__Written task__. Scan the data for "components" and copy the lines it appears in.

※ ※ ※

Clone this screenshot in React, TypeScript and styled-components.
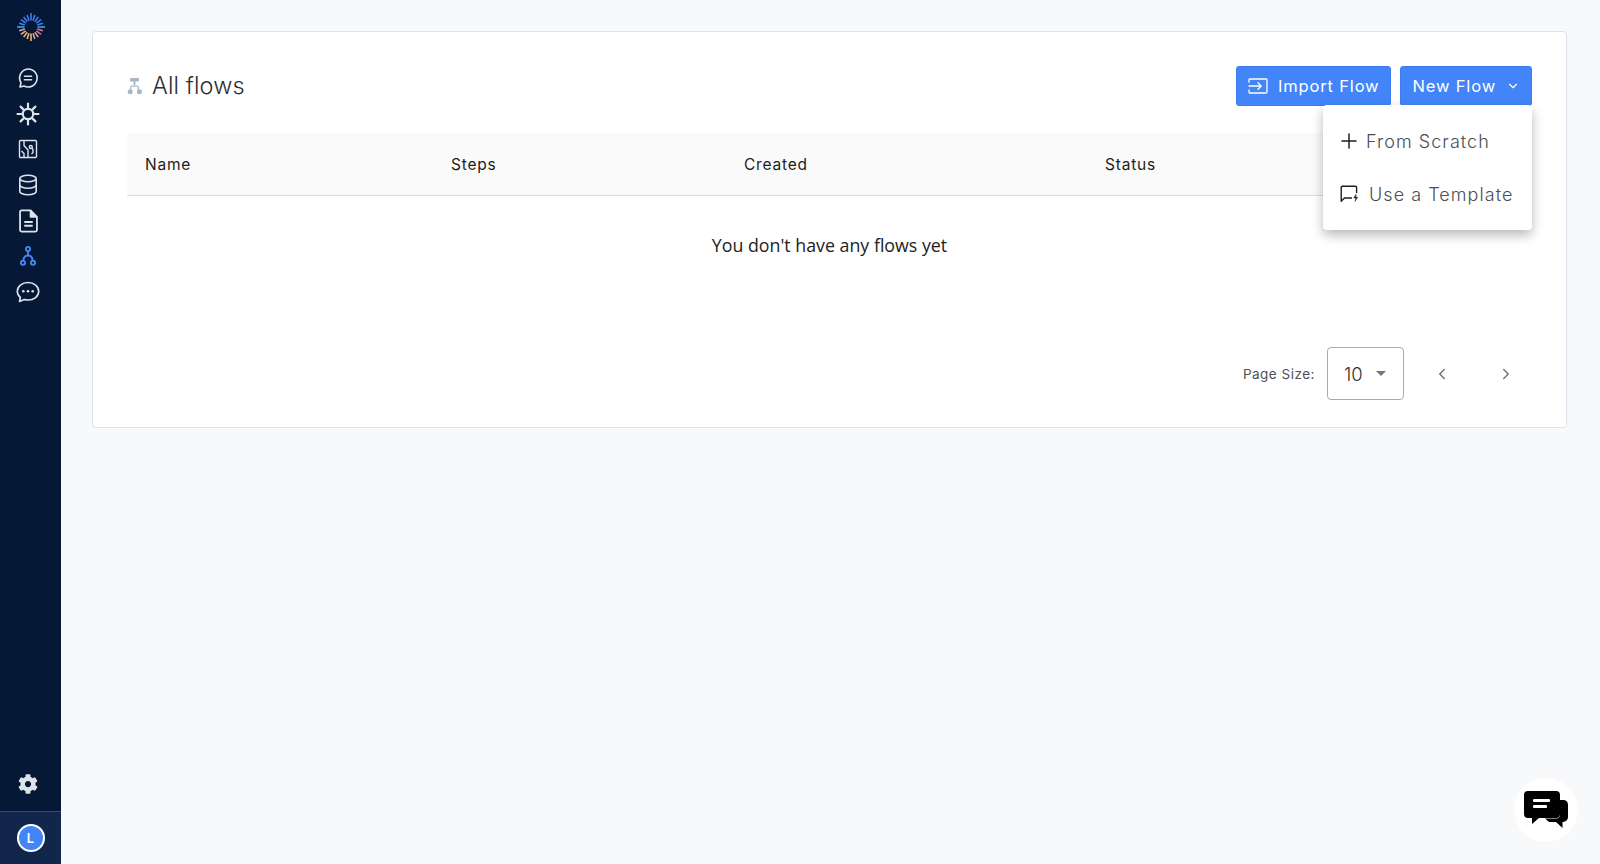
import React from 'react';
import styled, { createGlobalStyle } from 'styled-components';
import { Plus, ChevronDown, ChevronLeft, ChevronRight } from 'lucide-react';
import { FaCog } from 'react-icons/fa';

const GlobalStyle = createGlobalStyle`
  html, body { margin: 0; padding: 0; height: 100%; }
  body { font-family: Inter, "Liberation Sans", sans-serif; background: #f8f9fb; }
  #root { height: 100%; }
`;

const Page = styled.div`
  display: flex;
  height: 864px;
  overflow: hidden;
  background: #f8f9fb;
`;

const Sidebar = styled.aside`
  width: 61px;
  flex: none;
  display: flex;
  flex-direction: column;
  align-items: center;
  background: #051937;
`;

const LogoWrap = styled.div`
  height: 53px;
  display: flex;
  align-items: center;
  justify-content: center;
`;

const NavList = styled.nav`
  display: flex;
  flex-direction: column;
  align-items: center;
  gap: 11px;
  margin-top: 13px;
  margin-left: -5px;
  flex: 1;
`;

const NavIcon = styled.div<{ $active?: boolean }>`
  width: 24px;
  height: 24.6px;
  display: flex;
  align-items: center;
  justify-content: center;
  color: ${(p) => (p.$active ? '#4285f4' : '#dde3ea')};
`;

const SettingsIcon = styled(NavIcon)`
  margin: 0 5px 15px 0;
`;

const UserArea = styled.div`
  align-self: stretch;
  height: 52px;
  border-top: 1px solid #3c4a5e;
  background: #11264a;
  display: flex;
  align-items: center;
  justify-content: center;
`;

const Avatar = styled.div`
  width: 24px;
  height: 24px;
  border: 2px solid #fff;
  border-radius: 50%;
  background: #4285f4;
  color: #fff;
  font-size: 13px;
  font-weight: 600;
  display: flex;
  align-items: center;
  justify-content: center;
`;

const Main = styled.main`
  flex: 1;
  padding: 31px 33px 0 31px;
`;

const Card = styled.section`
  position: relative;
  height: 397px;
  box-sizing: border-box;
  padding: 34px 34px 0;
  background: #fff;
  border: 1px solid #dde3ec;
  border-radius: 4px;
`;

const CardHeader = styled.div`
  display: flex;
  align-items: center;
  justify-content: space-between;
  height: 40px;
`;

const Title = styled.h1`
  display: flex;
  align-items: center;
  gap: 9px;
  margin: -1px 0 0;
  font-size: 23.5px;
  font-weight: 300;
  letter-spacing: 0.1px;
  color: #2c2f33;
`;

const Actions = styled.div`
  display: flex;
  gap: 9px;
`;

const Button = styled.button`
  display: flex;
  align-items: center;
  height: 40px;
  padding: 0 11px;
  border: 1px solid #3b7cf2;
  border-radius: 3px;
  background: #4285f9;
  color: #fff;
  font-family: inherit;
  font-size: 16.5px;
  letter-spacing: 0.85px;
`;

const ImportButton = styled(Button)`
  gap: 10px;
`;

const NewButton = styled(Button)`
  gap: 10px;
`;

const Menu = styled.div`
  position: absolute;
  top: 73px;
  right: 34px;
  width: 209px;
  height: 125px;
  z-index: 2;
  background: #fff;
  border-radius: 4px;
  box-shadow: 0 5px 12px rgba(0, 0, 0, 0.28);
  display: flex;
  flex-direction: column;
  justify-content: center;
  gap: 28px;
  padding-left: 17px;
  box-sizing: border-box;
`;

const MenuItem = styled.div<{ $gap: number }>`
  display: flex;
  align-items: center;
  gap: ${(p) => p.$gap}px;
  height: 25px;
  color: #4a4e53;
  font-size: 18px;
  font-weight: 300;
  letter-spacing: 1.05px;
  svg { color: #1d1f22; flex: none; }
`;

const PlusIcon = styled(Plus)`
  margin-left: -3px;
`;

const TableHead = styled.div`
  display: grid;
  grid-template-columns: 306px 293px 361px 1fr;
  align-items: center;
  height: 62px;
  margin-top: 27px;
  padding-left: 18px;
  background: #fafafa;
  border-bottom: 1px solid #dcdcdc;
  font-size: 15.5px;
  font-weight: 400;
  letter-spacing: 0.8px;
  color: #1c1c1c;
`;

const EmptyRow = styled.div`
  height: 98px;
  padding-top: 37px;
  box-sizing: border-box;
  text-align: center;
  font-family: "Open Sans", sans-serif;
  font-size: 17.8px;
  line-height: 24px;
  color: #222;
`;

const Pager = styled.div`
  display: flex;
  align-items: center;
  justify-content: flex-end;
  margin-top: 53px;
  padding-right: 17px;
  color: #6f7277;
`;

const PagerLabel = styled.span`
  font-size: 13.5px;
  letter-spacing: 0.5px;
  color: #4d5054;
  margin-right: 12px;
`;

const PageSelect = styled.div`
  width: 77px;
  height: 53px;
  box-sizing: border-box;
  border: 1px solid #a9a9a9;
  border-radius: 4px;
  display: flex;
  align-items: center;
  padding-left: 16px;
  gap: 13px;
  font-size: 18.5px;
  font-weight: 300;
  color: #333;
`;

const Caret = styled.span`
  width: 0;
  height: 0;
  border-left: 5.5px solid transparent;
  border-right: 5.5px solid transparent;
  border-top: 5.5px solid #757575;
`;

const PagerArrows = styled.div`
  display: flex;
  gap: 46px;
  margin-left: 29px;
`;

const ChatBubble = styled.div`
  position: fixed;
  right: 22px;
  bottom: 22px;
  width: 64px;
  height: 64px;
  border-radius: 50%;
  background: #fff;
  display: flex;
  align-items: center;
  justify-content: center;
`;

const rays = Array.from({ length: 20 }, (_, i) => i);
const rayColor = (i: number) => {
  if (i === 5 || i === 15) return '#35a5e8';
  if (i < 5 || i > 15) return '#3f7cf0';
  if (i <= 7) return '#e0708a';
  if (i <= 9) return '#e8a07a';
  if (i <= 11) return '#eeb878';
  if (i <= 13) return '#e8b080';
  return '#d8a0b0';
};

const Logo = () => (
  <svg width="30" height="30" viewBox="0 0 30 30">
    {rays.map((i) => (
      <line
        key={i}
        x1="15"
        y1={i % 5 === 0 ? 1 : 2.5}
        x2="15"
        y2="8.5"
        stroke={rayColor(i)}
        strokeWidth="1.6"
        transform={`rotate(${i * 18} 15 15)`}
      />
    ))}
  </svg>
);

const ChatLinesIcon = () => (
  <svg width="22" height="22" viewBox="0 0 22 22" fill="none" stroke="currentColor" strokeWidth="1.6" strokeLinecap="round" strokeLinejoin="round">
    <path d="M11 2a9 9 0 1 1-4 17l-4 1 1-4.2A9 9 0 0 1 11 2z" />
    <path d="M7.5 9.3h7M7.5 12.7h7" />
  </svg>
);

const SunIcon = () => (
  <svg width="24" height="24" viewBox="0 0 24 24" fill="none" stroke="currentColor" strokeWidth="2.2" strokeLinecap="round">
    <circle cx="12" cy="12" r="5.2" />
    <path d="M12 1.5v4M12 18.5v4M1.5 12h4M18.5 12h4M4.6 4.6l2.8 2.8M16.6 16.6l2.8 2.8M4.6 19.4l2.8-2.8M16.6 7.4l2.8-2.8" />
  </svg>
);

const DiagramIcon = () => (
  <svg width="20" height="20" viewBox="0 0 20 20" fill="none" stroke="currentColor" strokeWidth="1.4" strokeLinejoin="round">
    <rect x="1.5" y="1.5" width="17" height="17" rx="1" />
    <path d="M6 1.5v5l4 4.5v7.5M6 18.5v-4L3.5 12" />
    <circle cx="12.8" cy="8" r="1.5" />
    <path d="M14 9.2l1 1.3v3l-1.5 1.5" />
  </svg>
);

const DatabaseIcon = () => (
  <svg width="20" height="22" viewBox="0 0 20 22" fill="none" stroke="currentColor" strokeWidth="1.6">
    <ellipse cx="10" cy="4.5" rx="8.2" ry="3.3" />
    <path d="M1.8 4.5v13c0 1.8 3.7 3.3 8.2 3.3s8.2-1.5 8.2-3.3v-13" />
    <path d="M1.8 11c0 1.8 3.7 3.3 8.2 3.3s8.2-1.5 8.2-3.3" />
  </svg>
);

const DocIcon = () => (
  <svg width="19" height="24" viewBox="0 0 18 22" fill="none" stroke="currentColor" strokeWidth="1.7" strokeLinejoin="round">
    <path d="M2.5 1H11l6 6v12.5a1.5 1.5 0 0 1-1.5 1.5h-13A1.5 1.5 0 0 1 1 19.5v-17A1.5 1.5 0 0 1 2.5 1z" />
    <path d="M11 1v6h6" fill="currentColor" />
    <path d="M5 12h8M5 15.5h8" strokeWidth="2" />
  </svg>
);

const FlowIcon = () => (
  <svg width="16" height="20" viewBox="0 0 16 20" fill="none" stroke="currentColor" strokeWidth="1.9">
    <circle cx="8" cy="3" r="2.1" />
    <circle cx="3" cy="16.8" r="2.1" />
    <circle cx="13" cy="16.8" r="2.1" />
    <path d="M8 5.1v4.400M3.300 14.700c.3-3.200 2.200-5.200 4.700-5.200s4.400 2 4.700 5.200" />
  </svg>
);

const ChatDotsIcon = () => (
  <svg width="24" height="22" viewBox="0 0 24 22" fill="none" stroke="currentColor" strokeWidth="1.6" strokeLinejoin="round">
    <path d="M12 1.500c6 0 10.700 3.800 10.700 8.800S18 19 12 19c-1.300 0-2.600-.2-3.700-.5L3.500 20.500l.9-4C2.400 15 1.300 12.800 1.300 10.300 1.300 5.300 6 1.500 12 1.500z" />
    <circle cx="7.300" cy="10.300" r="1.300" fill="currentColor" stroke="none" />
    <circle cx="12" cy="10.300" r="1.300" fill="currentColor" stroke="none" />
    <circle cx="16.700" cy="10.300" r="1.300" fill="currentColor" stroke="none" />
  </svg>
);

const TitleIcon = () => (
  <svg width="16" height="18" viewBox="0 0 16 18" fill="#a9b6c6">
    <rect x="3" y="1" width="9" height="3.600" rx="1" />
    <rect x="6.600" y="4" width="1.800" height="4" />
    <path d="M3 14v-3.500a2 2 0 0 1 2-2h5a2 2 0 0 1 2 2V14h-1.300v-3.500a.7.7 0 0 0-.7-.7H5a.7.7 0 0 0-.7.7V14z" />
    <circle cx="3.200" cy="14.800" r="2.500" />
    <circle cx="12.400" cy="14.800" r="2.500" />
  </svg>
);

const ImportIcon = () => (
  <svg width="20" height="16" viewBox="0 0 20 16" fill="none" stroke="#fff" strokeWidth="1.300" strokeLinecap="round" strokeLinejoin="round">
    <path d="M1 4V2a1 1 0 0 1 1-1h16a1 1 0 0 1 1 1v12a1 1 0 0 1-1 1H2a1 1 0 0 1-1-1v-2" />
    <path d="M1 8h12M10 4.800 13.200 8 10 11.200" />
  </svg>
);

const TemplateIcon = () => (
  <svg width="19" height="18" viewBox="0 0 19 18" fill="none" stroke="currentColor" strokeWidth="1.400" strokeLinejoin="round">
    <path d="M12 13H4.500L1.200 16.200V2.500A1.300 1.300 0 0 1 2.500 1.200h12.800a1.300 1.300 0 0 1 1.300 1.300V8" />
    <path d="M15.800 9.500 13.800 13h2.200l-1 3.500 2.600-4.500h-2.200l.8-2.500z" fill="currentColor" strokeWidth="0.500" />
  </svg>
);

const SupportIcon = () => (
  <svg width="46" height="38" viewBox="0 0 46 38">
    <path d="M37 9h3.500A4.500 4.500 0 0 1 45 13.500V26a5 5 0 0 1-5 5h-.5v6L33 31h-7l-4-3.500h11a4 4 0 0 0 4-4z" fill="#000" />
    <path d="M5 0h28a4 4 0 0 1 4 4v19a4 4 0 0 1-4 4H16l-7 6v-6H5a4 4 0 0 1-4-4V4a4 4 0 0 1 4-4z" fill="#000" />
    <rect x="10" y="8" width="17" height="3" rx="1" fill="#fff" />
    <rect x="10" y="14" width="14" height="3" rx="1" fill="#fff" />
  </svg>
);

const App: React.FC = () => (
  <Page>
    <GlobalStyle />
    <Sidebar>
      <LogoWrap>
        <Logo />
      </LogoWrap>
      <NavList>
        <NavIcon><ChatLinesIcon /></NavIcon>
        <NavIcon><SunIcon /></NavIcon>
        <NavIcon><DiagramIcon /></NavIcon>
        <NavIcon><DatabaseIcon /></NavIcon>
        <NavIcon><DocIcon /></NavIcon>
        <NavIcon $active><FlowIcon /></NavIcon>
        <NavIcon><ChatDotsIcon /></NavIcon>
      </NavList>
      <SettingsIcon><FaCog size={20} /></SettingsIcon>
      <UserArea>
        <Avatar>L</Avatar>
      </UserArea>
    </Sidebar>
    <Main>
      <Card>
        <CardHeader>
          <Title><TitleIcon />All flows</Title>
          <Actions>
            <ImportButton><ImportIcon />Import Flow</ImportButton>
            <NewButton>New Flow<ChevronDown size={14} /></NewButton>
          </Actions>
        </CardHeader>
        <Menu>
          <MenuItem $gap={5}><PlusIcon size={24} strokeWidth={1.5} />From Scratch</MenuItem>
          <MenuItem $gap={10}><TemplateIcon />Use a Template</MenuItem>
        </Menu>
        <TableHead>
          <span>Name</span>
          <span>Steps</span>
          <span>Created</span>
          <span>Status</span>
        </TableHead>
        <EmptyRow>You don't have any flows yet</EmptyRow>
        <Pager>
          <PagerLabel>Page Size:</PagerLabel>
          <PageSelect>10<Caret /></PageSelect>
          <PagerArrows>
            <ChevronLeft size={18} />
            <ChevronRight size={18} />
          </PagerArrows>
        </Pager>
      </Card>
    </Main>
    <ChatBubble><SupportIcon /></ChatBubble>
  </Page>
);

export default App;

※ ※ ※

__Worked solution__.
Clone this screenshot in React, TypeScript and styled-components.
import styled, { createGlobalStyle } from 'styled-components';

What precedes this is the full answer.